-- start of Supplied records --
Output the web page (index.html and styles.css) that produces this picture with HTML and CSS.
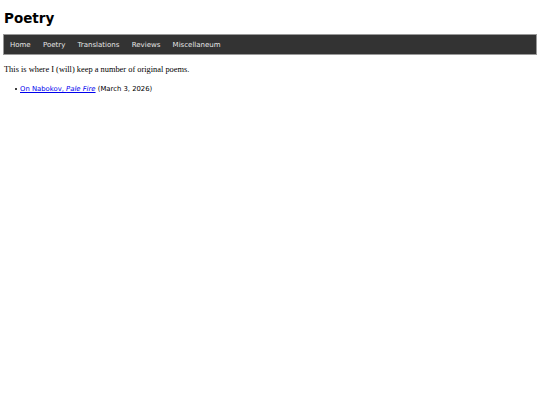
FILE: index.html
```html
<!DOCTYPE html>
<html>
<head>
<meta charset="utf-8">
<title>Poetry</title>
<link rel="stylesheet" href="styles.css">
</head>
<body>
<h1 class="title">Poetry</h1>
<nav class="nav">
  <a href="#">Home</a>
  <a href="#">Poetry</a>
  <a href="#">Translations</a>
  <a href="#">Reviews</a>
  <a href="#">Miscellaneum</a>
</nav>
<p class="intro">This is where I (will) keep a number of original poems.</p>
<ul class="list">
  <li><a href="#">On Nabokov, <em>Pale Fire</em></a> (March 3, 2026)</li>
</ul>
</body>
</html>
```
FILE: styles.css
```css
body {
  margin: 3px;
  font-family: "Liberation Serif", serif;
  background: #fff;
  color: #000;
}
.title {
  font-family: "DejaVu Sans", sans-serif;
  font-weight: bold;
  font-size: 13.5px;
  margin: 7px 1px 8px;
  line-height: 16px;
}
.nav {
  display: flex;
  background: #333;
  border: 1px solid #999;
  height: 19px;
  align-items: center;
  padding-left: 6px;
  gap: 12.3px;
}
.nav a {
  font-family: "DejaVu Sans", sans-serif;
  font-size: 7px;
  color: #e6e6e6;
  text-decoration: none;
  padding-top: 1px;
}
.intro {
  font-size: 8.4px;
  margin: 10px 1px 11px;
}
.list {
  font-family: "DejaVu Sans", sans-serif;
  font-size: 6.85px;
  margin: 0;
  padding-left: 17px;
  list-style: none;
}
.list li::before {
  content: "";
  display: inline-block;
  width: 2px;
  height: 2px;
  border-radius: 50%;
  background: #000;
  margin-left: -5px;
  margin-right: 3px;
  vertical-align: 1.5px;
}
.list a {
  color: #0000ee;
}
```
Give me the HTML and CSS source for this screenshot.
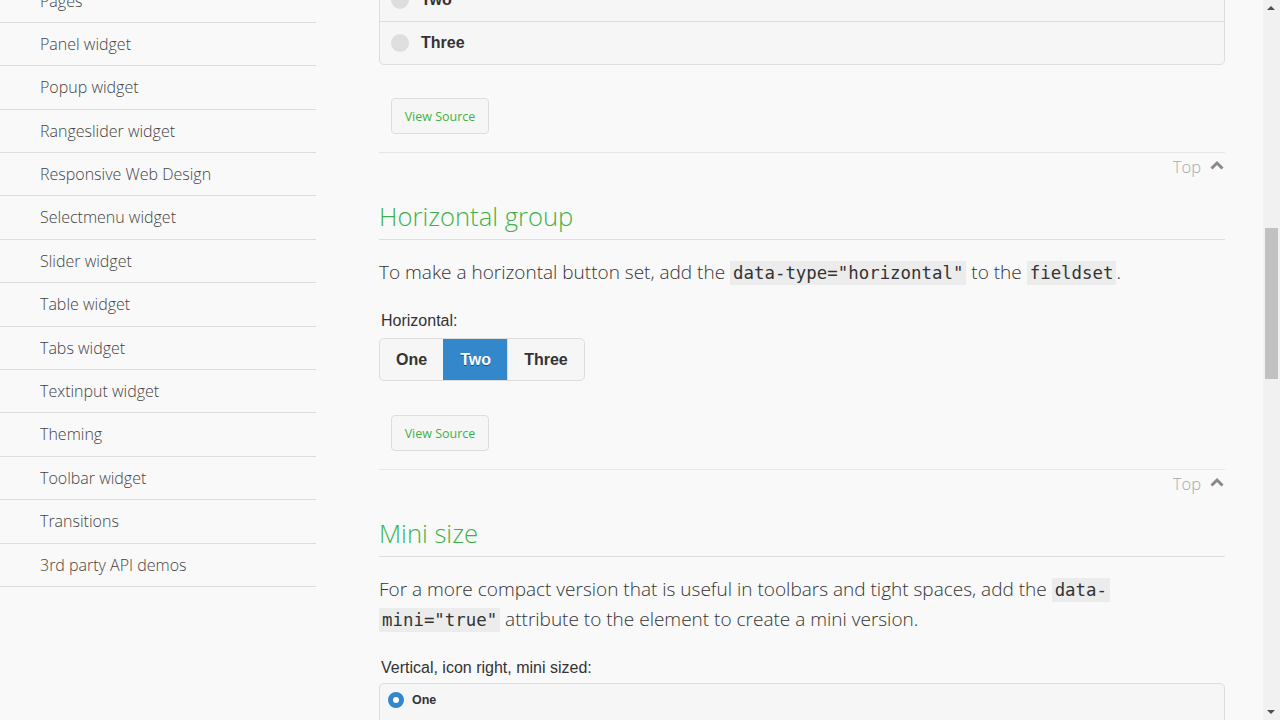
FILE: index.html
```html
<!DOCTYPE html>
<html lang="en">
<head>
<meta charset="utf-8">
<title>Controlgroup</title>
<link rel="stylesheet" href="styles.css">
</head>
<body>
<div class="viewport">
  <div class="page">
    <aside class="sidebar">
      <ul class="nav">
        <li>Pages</li>
        <li>Panel widget</li>
        <li>Popup widget</li>
        <li>Rangeslider widget</li>
        <li>Responsive Web Design</li>
        <li>Selectmenu widget</li>
        <li>Slider widget</li>
        <li>Table widget</li>
        <li>Tabs widget</li>
        <li>Textinput widget</li>
        <li>Theming</li>
        <li>Toolbar widget</li>
        <li>Transitions</li>
        <li>3rd party API demos</li>
      </ul>
    </aside>
    <main class="content">
      <div class="vgroup">
        <div class="vrow"><span class="radio"></span>Two</div>
        <div class="vrow"><span class="radio"></span>Three</div>
      </div>
      <div class="vs-wrap"><span class="vs-btn">View Source</span></div>
      <hr class="sep">
      <div class="toplink"><span>Top</span><svg class="caret" width="14" height="10" viewBox="0 0 14 10"><polyline points="1.5,8.5 7,3 12.5,8.5" fill="none" stroke="#8a8a8a" stroke-width="3"/></svg></div>

      <h2 class="title">Horizontal group</h2>
      <p class="text">To make a horizontal button set, add the <code>data-type="horizontal"</code> to the <code>fieldset</code>.</p>
      <div class="legend">Horizontal:</div>
      <div class="hgroup">
        <span class="hbtn">One</span><span class="hbtn active">Two</span><span class="hbtn">Three</span>
      </div>
      <div class="vs-wrap"><span class="vs-btn">View Source</span></div>
      <hr class="sep">
      <div class="toplink"><span>Top</span><svg class="caret" width="14" height="10" viewBox="0 0 14 10"><polyline points="1.5,8.5 7,3 12.5,8.5" fill="none" stroke="#8a8a8a" stroke-width="3"/></svg></div>

      <h2 class="title">Mini size</h2>
      <p class="text">For a more compact version that is useful in toolbars and tight spaces, add the <code>data-</code><br><code>mini="true"</code> attribute to the element to create a mini version.</p>
      <div class="legend">Vertical, icon right, mini sized:</div>
      <div class="vgroup mini">
        <div class="vrow"><span class="radio on"></span>One</div>
        <div class="vrow"><span class="radio"></span>Two</div>
      </div>
    </main>
  </div>
  <div class="scrollbar">
    <div class="sb-arrow up"></div>
    <div class="sb-track"><div class="sb-thumb"></div></div>
    <div class="sb-arrow down"></div>
  </div>
</div>
</body>
</html>
```
FILE: styles.css
```css
* { box-sizing: border-box; }
html, body { margin: 0; padding: 0; }
body {
  background: #f9f9f9;
  font-family: "Open Sans", "Liberation Sans", sans-serif;
  color: #333;
  overflow: hidden;
}
.viewport {
  display: flex;
  width: 1280px;
  height: 720px;
  overflow: hidden;
}
.page {
  flex: 1;
  display: flex;
  align-items: flex-start;
  overflow: hidden;
}
.sidebar {
  width: 316px;
  flex: none;
}
.nav {
  list-style: none;
  margin: -20.5px 0 0 0;
  padding: 0;
}
.nav li {
  height: 43.4px;
  border-bottom: 1px solid #ddd;
  padding: 0 0 0 40px;
  line-height: 42.4px;
  font-size: 16px;
  font-weight: 300;
  color: #444;
}
.content {
  width: 846px;
  margin-left: 63px;
  flex: none;
  margin-top: -22px;
}
.vgroup {
  border: 1px solid #ddd;
  border-radius: 5px;
  background: #f6f6f6;
  font-family: "Liberation Sans", Arial, sans-serif;
  font-weight: bold;
  font-size: 16px;
  color: #333;
  text-shadow: 0 1px 0 #f3f3f3;
}
.vrow {
  display: flex;
  align-items: center;
  height: 42px;
  padding-left: 11px;
}
.vrow + .vrow { border-top: 1px solid #ddd; height: 43px; }
.radio {
  width: 18px;
  height: 18px;
  border-radius: 50%;
  background: #dedede;
  margin-right: 12px;
  flex: none;
}
.vgroup.mini { font-size: 12.5px; }
.vgroup.mini .vrow { height: 38px; padding-left: 8px; padding-bottom: 6px; }
.vgroup.mini .radio { width: 16px; height: 16px; margin-right: 8px; }
.radio.on {
  background: #fff;
  border: 5px solid #38c;
}
.vs-wrap {
  padding: 33px 0 0 12px;
  height: 87px;
}
.vs-btn {
  display: inline-flex;
  align-items: center;
  justify-content: center;
  width: 98px;
  height: 36px;
  border: 1px solid #ddd;
  border-radius: 4px;
  background: #f6f6f6;
  color: #3eb249;
  font-size: 12.5px;
  font-weight: 400;
}
.sep {
  border: 0;
  border-top: 1px solid #e6e6e6;
  margin: 0;
  height: 0;
}
.toplink {
  display: flex;
  justify-content: flex-end;
  align-items: center;
  height: 26px;
  gap: 9px;
  padding-right: 1px;
  font-size: 16.5px;
  font-weight: 300;
  color: #a4a9b0;
}
.caret { display: block; margin-top: -2px; }
.title {
  margin: 21px 0 0 0;
  font-size: 25.6px;
  line-height: 34px;
  font-weight: 300;
  color: #3eb249;
  padding-bottom: 5px;
  border-bottom: 1px solid #ddd;
}
.text {
  margin: 18px 0 0 0;
  font-size: 19px;
  line-height: 29px;
  font-weight: 300;
  color: #333;
}
code {
  font-family: "DejaVu Sans Mono", monospace;
  font-size: 17.4px;
  background: #ececec;
  padding: 2px 3px;
  color: #333;
}
.legend {
  margin: 23px 0 0 2px;
  font-family: "Liberation Sans", Arial, sans-serif;
  font-size: 16px;
  line-height: 20px;
  color: #333;
}
.hgroup {
  display: inline-flex;
  margin-top: 7px;
  border: 1px solid #ddd;
  border-radius: 5px;
  overflow: hidden;
  background: #f6f6f6;
}
.hbtn {
  display: block;
  padding: 0 16px;
  height: 41px;
  line-height: 41px;
  font-family: "Liberation Sans", Arial, sans-serif;
  font-weight: bold;
  font-size: 16px;
  color: #333;
  text-shadow: 0 1px 0 #f3f3f3;
}
.hbtn + .hbtn { border-left: 1px solid #ddd; }
.hbtn.active {
  background: #38c;
  color: #fff;
  text-shadow: 0 1px 0 #059;
  border-left-color: #38c;
  width: 64px;
  text-align: center;
}
.hgroup + .vs-wrap { padding-top: 34px; height: 88px; }
.legend + .vgroup { margin-top: 5px; }
.scrollbar {
  width: 17px;
  flex: none;
  height: 720px;
  background: #f1f1f1;
  display: flex;
  flex-direction: column;
}
.sb-arrow { height: 17px; flex: none; position: relative; }
.sb-arrow::after {
  content: "";
  position: absolute;
  left: 4px;
  width: 0; height: 0;
  border-left: 4px solid transparent;
  border-right: 4px solid transparent;
}
.sb-arrow.up::after { top: 6px; border-bottom: 4px solid #505050; }
.sb-arrow.down::after { top: 7px; border-top: 4px solid #505050; }
.sb-track { flex: 1; padding: 211px 2px 0 2px; }
.sb-thumb { height: 151px; background: #c1c1c1; }
```
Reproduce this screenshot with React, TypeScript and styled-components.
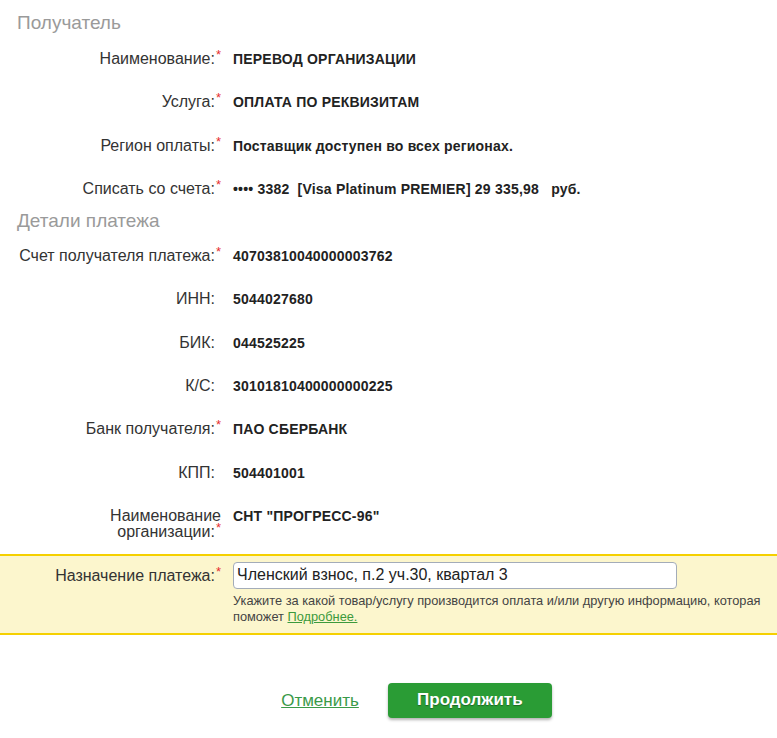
import styled, { createGlobalStyle } from 'styled-components';

const GlobalStyle = createGlobalStyle`
	body {
		margin: 0;
		background: #fff;
		font-family: 'Liberation Sans', Arial, sans-serif;
		color: #333;
	}
`;

type Field = { label: string; value: string; required?: boolean };

const recipient: Field[] = [
	{ label: 'Наименование:', value: 'ПЕРЕВОД ОРГАНИЗАЦИИ', required: true },
	{ label: 'Услуга:', value: 'ОПЛАТА ПО РЕКВИЗИТАМ', required: true },
	{ label: 'Регион оплаты:', value: 'Поставщик доступен во всех регионах.', required: true },
	{ label: 'Списать со счета:', value: '•••• 3382\u00a0\u00a0[Visa Platinum PREMIER] 29 335,98\u00a0\u00a0\u00a0руб.', required: true },
];

const details: Field[] = [
	{ label: 'Счет получателя платежа:', value: '40703810040000003762', required: true },
	{ label: 'ИНН:', value: '5044027680' },
	{ label: 'БИК:', value: '044525225' },
	{ label: 'К/С:', value: '30101810400000000225' },
	{ label: 'Банк получателя:', value: 'ПАО СБЕРБАНК', required: true },
	{ label: 'КПП:', value: '504401001' },
];

const App = () => {
	return (
		<>
			<GlobalStyle />
			<Page>
				<SectionTitle>Получатель</SectionTitle>
				{recipient.map((f) => (
					<Row key={f.label}>
						<Label>
							{f.label}
							<Star $visible={!!f.required}>*</Star>
						</Label>
						<Value>{f.value}</Value>
					</Row>
				))}
				<SectionTitle $second>Детали платежа</SectionTitle>
				{details.map((f) => (
					<Row key={f.label}>
						<Label>
							{f.label}
							<Star $visible={!!f.required}>*</Star>
						</Label>
						<Value>{f.value}</Value>
					</Row>
				))}
				<Row $tall>
					<Label>
						Наименование
						<br />
						организации:
						<Star $visible>*</Star>
					</Label>
					<Value>СНТ "ПРОГРЕСС-96"</Value>
				</Row>
				<Highlight>
					<Label>
						Назначение платежа:
						<Star $visible>*</Star>
					</Label>
					<InputCol>
						<TextInput defaultValue="Членский взнос, п.2 уч.30, квартал 3" />
						<Hint>
							Укажите за какой товар/услугу производится оплата и/или другую информацию, которая
							поможет <HintLink href="#">Подробнее.</HintLink>
						</Hint>
					</InputCol>
				</Highlight>
				<Actions>
					<CancelLink href="#">Отменить</CancelLink>
					<PrimaryButton type="button">Продолжить</PrimaryButton>
				</Actions>
			</Page>
		</>
	);
};

const Page = styled.div`
	width: 777px;
	height: 738px;
	overflow: hidden;
	display: flex;
	flex-direction: column;
`;

const SectionTitle = styled.h2<{ $second?: boolean }>`
	margin: 0;
	padding: ${({ $second }) => ($second ? '0 0 0 17px' : '12px 0 0 17px')};
	height: ${({ $second }) => ($second ? '24px' : '25px')};
	font-size: 19px;
	font-weight: normal;
	color: #9a9a9a;
	line-height: 22px;
`;

const Row = styled.div<{ $tall?: boolean }>`
	display: grid;
	grid-template-columns: 221px 1fr;
	column-gap: 12px;
	align-items: start;
	padding-top: 14px;
	height: ${({ $tall }) => ($tall ? '46px' : '29.3px')};
`;

const Label = styled.div`
	text-align: right;
	font-size: 16px;
	line-height: 16px;
	color: #333;
	white-space: nowrap;
`;

const Star = styled.span<{ $visible: boolean }>`
	color: #e62e2e;
	font-size: 13px;
	position: relative;
	top: -5px;
	margin-left: 1px;
	visibility: ${({ $visible }) => ($visible ? 'visible' : 'hidden')};
`;

const Value = styled.div`
	font-size: 14px;
	font-weight: bold;
	letter-spacing: 0.2px;
	color: #222;
	line-height: 16px;
	white-space: nowrap;
`;

const Highlight = styled.div`
	display: grid;
	grid-template-columns: 221px 1fr;
	column-gap: 12px;
	background: #fcf6cd;
	border-top: 2px solid #f5d000;
	border-bottom: 2px solid #f5d000;
	padding: 6px 0 8px;
	${Label} {
		padding-top: 6px;
	}
`;

const InputCol = styled.div`
	display: flex;
	flex-direction: column;
	gap: 4px;
`;

const TextInput = styled.input`
	box-sizing: border-box;
	width: 444px;
	height: 27px;
	border: 1px solid #a3acb9;
	border-radius: 4px;
	padding: 0 3px;
	font-family: 'Liberation Sans', Arial, sans-serif;
	font-size: 16px;
	color: #222;
	background: #fff;
	outline: none;
`;

const Hint = styled.div`
	font-size: 12.8px;
	line-height: 16px;
	color: #444;
	padding-right: 10px;
`;

const HintLink = styled.a`
	color: #3c9a3c;
	text-decoration: underline;
`;

const Actions = styled.div`
	display: flex;
	align-items: center;
	justify-content: center;
	gap: 29px;
	padding-top: 48px;
	padding-left: 56px;
`;

const CancelLink = styled.a`
	color: #3a9a48;
	font-size: 17px;
	text-decoration: underline;
	margin-top: 2px;
`;

const PrimaryButton = styled.button`
	width: 164px;
	height: 35px;
	border: none;
	border-radius: 4px;
	background: #2a9c35;
	color: #fff;
	font-family: 'Liberation Sans', Arial, sans-serif;
	font-size: 17px;
	font-weight: bold;
	text-shadow: 0 1px 1px rgba(0, 0, 0, 0.35);
	box-shadow: 0 2px 3px rgba(0, 0, 0, 0.3);
	cursor: pointer;
`;

export default App;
-- end of Supplied records --
- **Set exercise**:
Copy each line above that contains the string "screenshot".

- **Exercise output**:
Give me the HTML and CSS source for this screenshot.
Reproduce this screenshot with React, TypeScript and styled-components.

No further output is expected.